London Newsletter Summer 2020


The late spring of 2020 will undoubtedly go down in the history books as one of the most tumultuous in British history. For anyone looking to buy or sell their home, it meant putting plans on ice and staying put for the best part of three months as the market went into a deep freeze.

As this freeze began to thaw in late May, most buyers and sellers who had agreed deals prior to the onset of the pandemic but had not exchanged, kept to their word. Buyers planning to live in their home for the long-term in particular remained committed to purchases. Where London vendors did lose a buyer, 26% were subsequently able to achieve a higher price than previously agreed.

The easing of lockdown, coupled with a cut to most stamp duty bills, has brought a host of new buyers into the market. For the first time since late 2014, buyer numbers across every London borough are higher than they were at the same time last year, with 18% more purchasers registering in July 2020 than last year. The large number of new buyers starting their search suggests that the usual summer slowdown seems unlikely this year with house hunters committed to playing catch-up and the prospects for a summer holiday fairly limited.


For the first time in six years buyer numbers are up in every London borough……with the largest increases reserved for outer, more suburban zones.

First-time buyers have made up the bulk of this uplift with 38% more registering in July than at the same time last year. Investor numbers in the capital are also up 11% over the same period but from a low base. Investors already in the market had typically been struggling to get a foothold, with a mismatch between their own and vendor price expectations.

While coronavirus could have been a cliff edge moment for the London market, a shortage of stock has ensured it was not, with prices in the capital underpinned by relatively few homes on the market. Across London there are 6% fewer homes for sale than at the same time as last year, with homes coming onto the market at pre-pandemic prices of early 2020. A limited amount of new stock has meant over two thirds (69%) of homes sold in June came onto the market before lockdown commenced.
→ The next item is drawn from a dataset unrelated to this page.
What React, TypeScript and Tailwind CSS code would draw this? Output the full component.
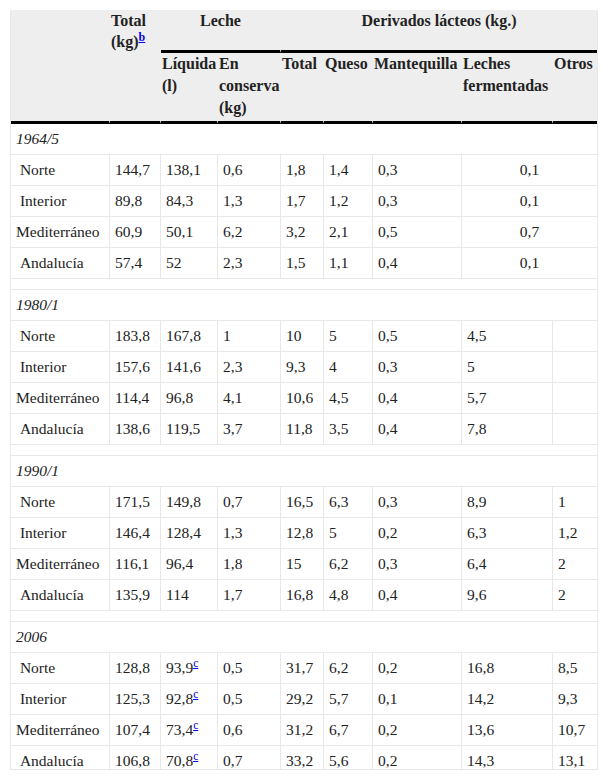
import React from 'react';

type Row = { name: string; vals: string[] };
type Section = { year: string; rows: Row[]; merged?: boolean; supLiquida?: boolean };

const sections: Section[] = [
  {
    year: '1964/5',
    merged: true,
    rows: [
      { name: '\u00a0Norte', vals: ['144,7', '138,1', '0,6', '1,8', '1,4', '0,3', '0,1'] },
      { name: '\u00a0Interior', vals: ['89,8', '84,3', '1,3', '1,7', '1,2', '0,3', '0,1'] },
      { name: 'Mediterráneo', vals: ['60,9', '50,1', '6,2', '3,2', '2,1', '0,5', '0,7'] },
      { name: '\u00a0Andalucía', vals: ['57,4', '52', '2,3', '1,5', '1,1', '0,4', '0,1'] },
    ],
  },
  {
    year: '1980/1',
    rows: [
      { name: '\u00a0Norte', vals: ['183,8', '167,8', '1', '10', '5', '0,5', '4,5', ''] },
      { name: '\u00a0Interior', vals: ['157,6', '141,6', '2,3', '9,3', '4', '0,3', '5', ''] },
      { name: 'Mediterráneo', vals: ['114,4', '96,8', '4,1', '10,6', '4,5', '0,4', '5,7', ''] },
      { name: '\u00a0Andalucía', vals: ['138,6', '119,5', '3,7', '11,8', '3,5', '0,4', '7,8', ''] },
    ],
  },
  {
    year: '1990/1',
    rows: [
      { name: '\u00a0Norte', vals: ['171,5', '149,8', '0,7', '16,5', '6,3', '0,3', '8,9', '1'] },
      { name: '\u00a0Interior', vals: ['146,4', '128,4', '1,3', '12,8', '5', '0,2', '6,3', '1,2'] },
      { name: 'Mediterráneo', vals: ['116,1', '96,4', '1,8', '15', '6,2', '0,3', '6,4', '2'] },
      { name: '\u00a0Andalucía', vals: ['135,9', '114', '1,7', '16,8', '4,8', '0,4', '9,6', '2'] },
    ],
  },
  {
    year: '2006',
    supLiquida: true,
    rows: [
      { name: '\u00a0Norte', vals: ['128,8', '93,9', '0,5', '31,7', '6,2', '0,2', '16,8', '8,5'] },
      { name: '\u00a0Interior', vals: ['125,3', '92,8', '0,5', '29,2', '5,7', '0,1', '14,2', '9,3'] },
      { name: 'Mediterráneo', vals: ['107,4', '73,4', '0,6', '31,2', '6,7', '0,2', '13,6', '10,7'] },
      { name: '\u00a0Andalucía', vals: ['106,8', '70,8', '0,7', '33,2', '5,6', '0,2', '14,3', '13,1'] },
    ],
  },
];

// header cells: bold, top aligned, thick black rule underneath
const th =
  'align-top font-bold text-[16px] px-px border-r border-r-[#eeeeee] border-b-[3px] border-b-black';
const td = 'px-[5px] py-[5px] leading-[20px] border-b border-[#e8e8e8]';

export default function App() {
  return (
    <div className="p-[10px] bg-white font-['Liberation_Serif','Times_New_Roman',serif] text-[#222]">
      <div className="w-[588px] h-[760px] overflow-hidden border-x border-b border-[#e8e8e8]">
        <table className="w-[586px] table-fixed border-separate border-spacing-0 text-[15.5px]">
          <colgroup>
            <col className="w-[99px]" />
            <col className="w-[51px]" />
            <col className="w-[57px]" />
            <col className="w-[63px]" />
            <col className="w-[43px]" />
            <col className="w-[49px]" />
            <col className="w-[89px]" />
            <col className="w-[91px]" />
            <col className="w-[44px]" />
          </colgroup>
          <thead className="bg-[#eeeeee]">
            <tr>
              <th rowSpan={2} className={th}></th>
              <th rowSpan={2} className={th + ' text-left leading-[21px]'}>
                Total (kg)
                <sup className="text-[#0000ee] underline">b</sup>
              </th>
              <th colSpan={2} className={th + ' text-center leading-[21px] h-[43px]'}>
                Leche
              </th>
              <th colSpan={5} className={th + ' text-center leading-[21px] border-r-0'}>
                Derivados lácteos (kg.)
              </th>
            </tr>
            <tr>
              <th className={th + ' text-left leading-[22px] h-[71px]'}>Líquida (l)</th>
              <th className={th + ' text-left leading-[22px]'}>En conserva (kg)</th>
              <th className={th + ' text-left leading-[22px]'}>Total</th>
              <th className={th + ' text-left leading-[22px]'}>Queso</th>
              <th className={th + ' text-left leading-[22px]'}>Mantequilla</th>
              <th className={th + ' text-left leading-[22px]'}>Leches fermentadas</th>
              <th className={th + ' text-left leading-[22px] border-r-0'}>Otros</th>
            </tr>
          </thead>
          <tbody>
            {sections.map((s, si) => (
              <React.Fragment key={s.year}>
                {si > 0 && (
                  <tr>
                    <td colSpan={9} className={td + ' leading-[0px]'}></td>
                  </tr>
                )}
                <tr>
                  <td colSpan={9} className={td + ' italic'}>
                    {s.year}
                  </td>
                </tr>
                {s.rows.map((r) => (
                  <tr key={s.year + r.name}>
                    <td className={td + ' border-r whitespace-nowrap'}>{r.name}</td>
                    {r.vals.map((v, i) => {
                      const last = i === r.vals.length - 1;
                      if (s.merged && last) {
                        return (
                          <td key={i} colSpan={2} className={td + ' text-center'}>
                            {v}
                          </td>
                        );
                      }
                      return (
                        <td key={i} className={td + (last ? '' : ' border-r')}>
                          {v}
                          {s.supLiquida && i === 1 && (
                            <sup className="text-[#0000ee] underline">c</sup>
                          )}
                        </td>
                      );
                    })}
                  </tr>
                ))}
              </React.Fragment>
            ))}
          </tbody>
        </table>
      </div>
    </div>
  );
}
There are signs however that the health of the market coupled with a stamp duty holiday have started to tempt would-be sellers off their hands, bringing forward moves that would have happened later in the year. Market appraisals in the capital are running at 33% above last year’s levels (10% up outside London) suggesting sellers have a positive outlook for the second half of 2020.

This pent-up demand has translated into tangible interest for vendors…

..with both pre and post lockdown instructions selling. Homes that came onto the market before April have made up 63% of sales since lockdown was eased.


One of the early trends to emerge as the housing market reopened has been the reassurance of the capital’s established suburban markets. They have long been a bellwether for the London market as a whole, and have been among the first places to see the largest uplift in buyer numbers over June and July. While many of London’s older suburbs are typically not as well connected to central London as neighbourhoods further in, over the last few months buyers have become less worried about transport links and more interested in the home itself.

With more time spent in the house, buyers have begun to revaluate what they want from where they live. And a garden, or at least access to a shared one, is increasingly near the top of buyers wish lists. Around half of homes sold in London so far this year have access to a garden, ranging from around a third in zone one to over three quarters in zone six. And in the months since lockdown began, a divide has emerged between the time to sell a home with and without a garden.

During July, homes with a garden in London sold 33 days faster than those without (across the UK it was 20 days). Last year, the gap was just 14 days in the capital. As the market adjusts to a new normal, this differential has grown to the widest it has been since records began. The desire for green space also translates beyond the time to sell and into what those sellers able to offer a garden can achieve. In the last month homes with a garden in the capital have realised 1.1% more of their initial asking price than those which do not – 99.6% against 98.5%.

This differential in the time taken to sell comes on the back of homes across London (and the rest of the country too) being on the market for longer as viewings were prohibited over lockdown. Homes sold as the market reopened had been up for sale for an average of 120 days, more than twice as long as the same time last year (although if the time spent locked down is excluded, the figure is comparable to July 2019). Subsequently time to sell has steadily declined throughout June and into July, in suburban outer London markets in particular, as buyers resumed their search in earnest.